▶ _Short exercise_
Type out the complete listing below word for word, without its pictures.

▶ _Data section_
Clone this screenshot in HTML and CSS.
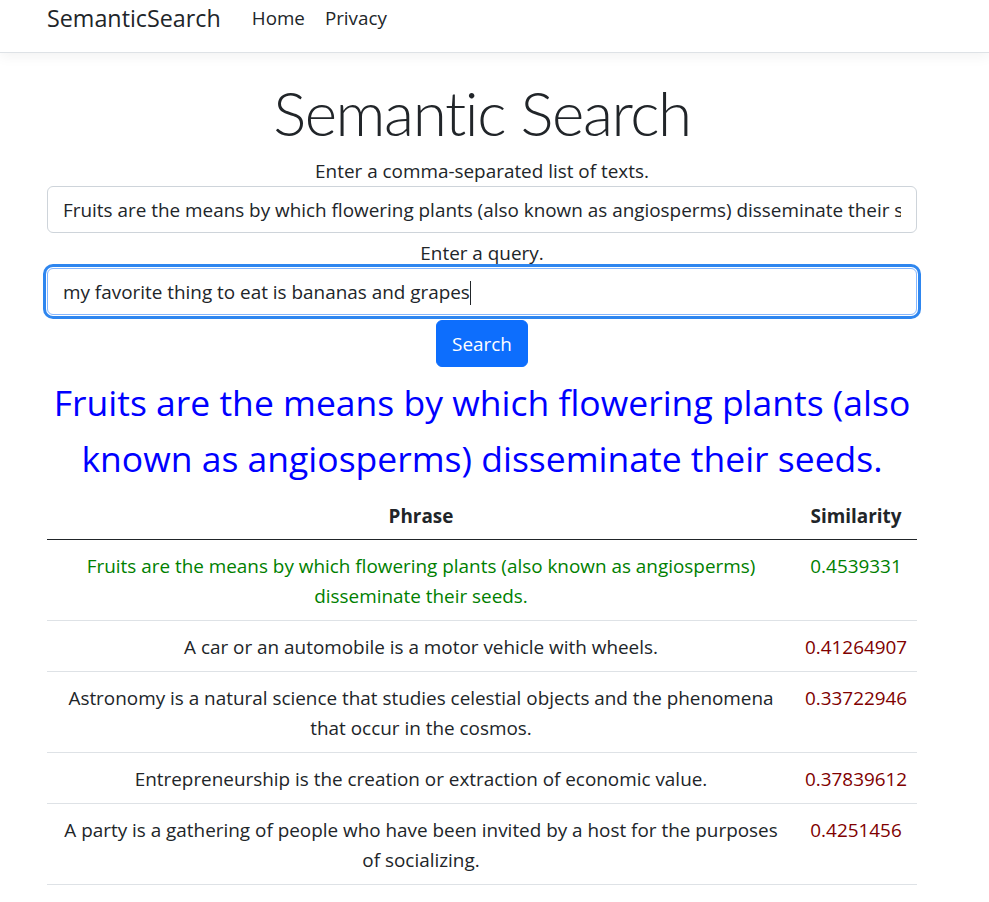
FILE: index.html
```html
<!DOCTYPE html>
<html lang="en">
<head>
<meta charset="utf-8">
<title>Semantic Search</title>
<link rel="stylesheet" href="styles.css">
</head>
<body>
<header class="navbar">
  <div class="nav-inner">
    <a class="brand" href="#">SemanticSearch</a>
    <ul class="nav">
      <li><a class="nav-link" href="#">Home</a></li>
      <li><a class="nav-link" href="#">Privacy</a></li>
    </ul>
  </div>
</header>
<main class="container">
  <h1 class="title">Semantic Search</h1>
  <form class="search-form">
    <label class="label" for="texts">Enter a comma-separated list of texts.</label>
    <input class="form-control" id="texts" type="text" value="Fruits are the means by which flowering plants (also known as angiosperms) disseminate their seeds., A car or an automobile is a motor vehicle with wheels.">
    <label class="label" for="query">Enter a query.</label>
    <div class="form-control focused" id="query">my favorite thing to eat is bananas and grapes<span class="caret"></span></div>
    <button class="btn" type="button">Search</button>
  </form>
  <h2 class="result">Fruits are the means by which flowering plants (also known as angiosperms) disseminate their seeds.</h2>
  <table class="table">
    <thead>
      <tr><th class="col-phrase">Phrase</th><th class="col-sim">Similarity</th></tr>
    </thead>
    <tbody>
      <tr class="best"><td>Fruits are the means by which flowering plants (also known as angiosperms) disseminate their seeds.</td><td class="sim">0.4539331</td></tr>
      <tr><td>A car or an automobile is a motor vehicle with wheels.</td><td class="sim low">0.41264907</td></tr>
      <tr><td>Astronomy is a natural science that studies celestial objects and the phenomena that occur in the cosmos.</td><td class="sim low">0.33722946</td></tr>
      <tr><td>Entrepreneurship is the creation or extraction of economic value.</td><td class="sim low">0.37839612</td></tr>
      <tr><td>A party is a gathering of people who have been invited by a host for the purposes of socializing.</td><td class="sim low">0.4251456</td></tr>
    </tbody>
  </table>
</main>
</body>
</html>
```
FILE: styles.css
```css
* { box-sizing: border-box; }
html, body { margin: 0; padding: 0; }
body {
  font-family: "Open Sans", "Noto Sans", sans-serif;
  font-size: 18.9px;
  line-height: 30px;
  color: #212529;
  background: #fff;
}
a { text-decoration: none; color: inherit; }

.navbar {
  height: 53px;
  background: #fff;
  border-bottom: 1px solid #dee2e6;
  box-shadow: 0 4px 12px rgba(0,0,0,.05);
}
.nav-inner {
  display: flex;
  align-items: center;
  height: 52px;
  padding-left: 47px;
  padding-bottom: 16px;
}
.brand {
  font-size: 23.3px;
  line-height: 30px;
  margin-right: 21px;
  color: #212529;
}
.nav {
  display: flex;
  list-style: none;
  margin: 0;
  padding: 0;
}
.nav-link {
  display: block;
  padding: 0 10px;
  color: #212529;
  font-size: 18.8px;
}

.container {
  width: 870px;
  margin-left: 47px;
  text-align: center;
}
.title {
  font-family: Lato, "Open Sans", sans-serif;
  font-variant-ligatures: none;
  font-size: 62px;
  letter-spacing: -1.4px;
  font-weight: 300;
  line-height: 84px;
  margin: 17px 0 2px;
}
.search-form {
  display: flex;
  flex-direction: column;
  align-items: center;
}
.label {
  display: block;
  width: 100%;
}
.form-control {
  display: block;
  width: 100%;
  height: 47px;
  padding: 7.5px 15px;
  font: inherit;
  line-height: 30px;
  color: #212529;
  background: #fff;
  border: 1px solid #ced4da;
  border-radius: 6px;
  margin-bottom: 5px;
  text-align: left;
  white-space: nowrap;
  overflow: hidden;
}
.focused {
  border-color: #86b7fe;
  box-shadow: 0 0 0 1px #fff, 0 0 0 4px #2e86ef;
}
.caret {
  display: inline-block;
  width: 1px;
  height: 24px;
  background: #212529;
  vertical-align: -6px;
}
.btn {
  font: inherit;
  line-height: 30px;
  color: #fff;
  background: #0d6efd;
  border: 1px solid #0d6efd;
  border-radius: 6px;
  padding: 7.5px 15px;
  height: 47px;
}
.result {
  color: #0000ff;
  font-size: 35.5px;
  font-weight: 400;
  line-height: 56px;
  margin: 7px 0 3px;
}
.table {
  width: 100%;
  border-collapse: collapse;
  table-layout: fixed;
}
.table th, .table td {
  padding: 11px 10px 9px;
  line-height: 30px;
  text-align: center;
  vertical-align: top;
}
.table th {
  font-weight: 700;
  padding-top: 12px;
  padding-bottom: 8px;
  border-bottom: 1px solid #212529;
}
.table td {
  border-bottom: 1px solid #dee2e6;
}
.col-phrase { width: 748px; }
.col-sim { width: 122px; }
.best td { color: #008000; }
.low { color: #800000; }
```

▶ _Expected answer_
Clone this screenshot in HTML and CSS.
FILE: index.html
```html
<!DOCTYPE html>
<html lang="en">
<head>
<meta charset="utf-8">
<title>Semantic Search</title>
<link rel="stylesheet" href="styles.css">
</head>
<body>
<header class="navbar">
  <div class="nav-inner">
    <a class="brand" href="#">SemanticSearch</a>
    <ul class="nav">
      <li><a class="nav-link" href="#">Home</a></li>
      <li><a class="nav-link" href="#">Privacy</a></li>
    </ul>
  </div>
</header>
<main class="container">
  <h1 class="title">Semantic Search</h1>
  <form class="search-form">
    <label class="label" for="texts">Enter a comma-separated list of texts.</label>
    <input class="form-control" id="texts" type="text" value="Fruits are the means by which flowering plants (also known as angiosperms) disseminate their seeds., A car or an automobile is a motor vehicle with wheels.">
    <label class="label" for="query">Enter a query.</label>
    <div class="form-control focused" id="query">my favorite thing to eat is bananas and grapes<span class="caret"></span></div>
    <button class="btn" type="button">Search</button>
  </form>
  <h2 class="result">Fruits are the means by which flowering plants (also known as angiosperms) disseminate their seeds.</h2>
  <table class="table">
    <thead>
      <tr><th class="col-phrase">Phrase</th><th class="col-sim">Similarity</th></tr>
    </thead>
    <tbody>
      <tr class="best"><td>Fruits are the means by which flowering plants (also known as angiosperms) disseminate their seeds.</td><td class="sim">0.4539331</td></tr>
      <tr><td>A car or an automobile is a motor vehicle with wheels.</td><td class="sim low">0.41264907</td></tr>
      <tr><td>Astronomy is a natural science that studies celestial objects and the phenomena that occur in the cosmos.</td><td class="sim low">0.33722946</td></tr>
      <tr><td>Entrepreneurship is the creation or extraction of economic value.</td><td class="sim low">0.37839612</td></tr>
      <tr><td>A party is a gathering of people who have been invited by a host for the purposes of socializing.</td><td class="sim low">0.4251456</td></tr>
    </tbody>
  </table>
</main>
</body>
</html>
```
FILE: styles.css
```css
* { box-sizing: border-box; }
html, body { margin: 0; padding: 0; }
body {
  font-family: "Open Sans", "Noto Sans", sans-serif;
  font-size: 18.9px;
  line-height: 30px;
  color: #212529;
  background: #fff;
}
a { text-decoration: none; color: inherit; }

.navbar {
  height: 53px;
  background: #fff;
  border-bottom: 1px solid #dee2e6;
  box-shadow: 0 4px 12px rgba(0,0,0,.05);
}
.nav-inner {
  display: flex;
  align-items: center;
  height: 52px;
  padding-left: 47px;
  padding-bottom: 16px;
}
.brand {
  font-size: 23.3px;
  line-height: 30px;
  margin-right: 21px;
  color: #212529;
}
.nav {
  display: flex;
  list-style: none;
  margin: 0;
  padding: 0;
}
.nav-link {
  display: block;
  padding: 0 10px;
  color: #212529;
  font-size: 18.8px;
}

.container {
  width: 870px;
  margin-left: 47px;
  text-align: center;
}
.title {
  font-family: Lato, "Open Sans", sans-serif;
  font-variant-ligatures: none;
  font-size: 62px;
  letter-spacing: -1.4px;
  font-weight: 300;
  line-height: 84px;
  margin: 17px 0 2px;
}
.search-form {
  display: flex;
  flex-direction: column;
  align-items: center;
}
.label {
  display: block;
  width: 100%;
}
.form-control {
  display: block;
  width: 100%;
  height: 47px;
  padding: 7.5px 15px;
  font: inherit;
  line-height: 30px;
  color: #212529;
  background: #fff;
  border: 1px solid #ced4da;
  border-radius: 6px;
  margin-bottom: 5px;
  text-align: left;
  white-space: nowrap;
  overflow: hidden;
}
.focused {
  border-color: #86b7fe;
  box-shadow: 0 0 0 1px #fff, 0 0 0 4px #2e86ef;
}
.caret {
  display: inline-block;
  width: 1px;
  height: 24px;
  background: #212529;
  vertical-align: -6px;
}
.btn {
  font: inherit;
  line-height: 30px;
  color: #fff;
  background: #0d6efd;
  border: 1px solid #0d6efd;
  border-radius: 6px;
  padding: 7.5px 15px;
  height: 47px;
}
.result {
  color: #0000ff;
  font-size: 35.5px;
  font-weight: 400;
  line-height: 56px;
  margin: 7px 0 3px;
}
.table {
  width: 100%;
  border-collapse: collapse;
  table-layout: fixed;
}
.table th, .table td {
  padding: 11px 10px 9px;
  line-height: 30px;
  text-align: center;
  vertical-align: top;
}
.table th {
  font-weight: 700;
  padding-top: 12px;
  padding-bottom: 8px;
  border-bottom: 1px solid #212529;
}
.table td {
  border-bottom: 1px solid #dee2e6;
}
.col-phrase { width: 748px; }
.col-sim { width: 122px; }
.best td { color: #008000; }
.low { color: #800000; }
```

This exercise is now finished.